Затем наступила Первая мировая война. Депрессия и глубокий застой в развитии и благополучии общества, которые привели жителей к замкнутости и, для многих, вынужденной праздности. В двадцатые и тридцатые годы социальная и культурная жизнь переживает бурный подъем и порождает своих незабываемых «героев». До сих пор люди из Порт-Толбота с гордостью вспоминают достижения боксера Билли Бейнона, «Великое чудо» Перси Ханта, театр «Palace Theatre of Varieties» Леона Винта, на Уотер-стрит, и внезапную вспышку мюзик-холлов, общественных организаций и кинотеатров, которые возникли в большом количестве как в один миг. Оперное общество Порт-Толбота, Уэльский хор и драмкружок Лео Ллойда при Ассоциации молодых христиан (YMCA[12]) почитаются сейчас так же, как римские древности Толбота в свое время. Они с гордостью несут память о недавнем «прекрасном времени», о периоде целостности Уэльского королевства, до тех пор, пока сталелитейный завод не расширился и не уничтожил сельскую местность, а эмигранты не захватили государственные должности, как трофеи, и не оставили после себя руины и поколение безработных иммигрантов. Ле Эванс, сосед семьи Хопкинсов по улице Карадок и учитель в одной из первых школ Тони, в области Сентрал в Порт-Толботе, рассказывает:

«Не поймите превратно. То были тяжелые времена в Тайбаке, с поголовной бедностью и тяготами. Например, во время шахтерских забастовок с 1921 по 1926 год бесплатная столовка в церкви Вифании кормила почти половину населения Тайбака. Произошло полное разделение между мелкопоместными дворянами – Толботы из замка Маграм – и обычными людьми, которые работали в угольных и медных шахтах, а позже на оловянных рудниках. Мой отец был каменщиком, имел небольшой бизнес, иногда на него работало пять человек, так что, думаю, мы были везунчиками. Повезло и семье Хопкинса: в конце 20-х годов у них была своя пекарня в Тайбаке. Но опять же это было время, когда за удачу считалось принести в дом две монеты в полпенса за весь рабочий день».

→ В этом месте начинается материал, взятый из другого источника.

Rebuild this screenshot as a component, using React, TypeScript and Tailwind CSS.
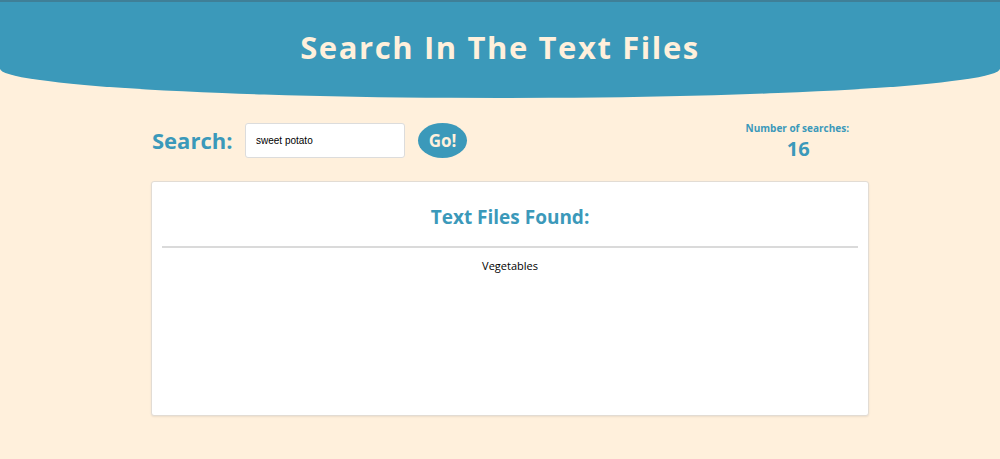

Артур Ричард Хопкинс, дедушка актера, известный всем без исключения как Старший Дик, был главой семьи, относился к страданиям обедневших очень серьезно и помогал им, как мог. Самоучка, он был фабианцем и последователем широких социалистических принципов. Поговаривали, что он бы мог оказаться в политике, но он сколотил свое состояние в Лондоне, работая на «Peak Frean» – производителей печенья, а потом нашел свою золотую жилу, когда общеизвестные пекарни «Huxtables» в Тайбаке прекратили свое существование. Он быстро собрал всю свою семью и отправился обратно на пастбища своего детства, где открыл свой магазин на 151 Тэнироуз-стрит, среди почерневших домов рабочих, откуда рукой подать до Фрудвильта – «дикой реки», тенденция которой каждый год затоплять всю местность прибавляла проблем и без того измученному народу. «Моя мать знала его (Дика) еще по Лондону, по Катвуду, где он работал пекарем, – говорит Эванс. – Они часто делились воспоминаниями, стоя на пороге ее дома, когда он приносил ей хлеб».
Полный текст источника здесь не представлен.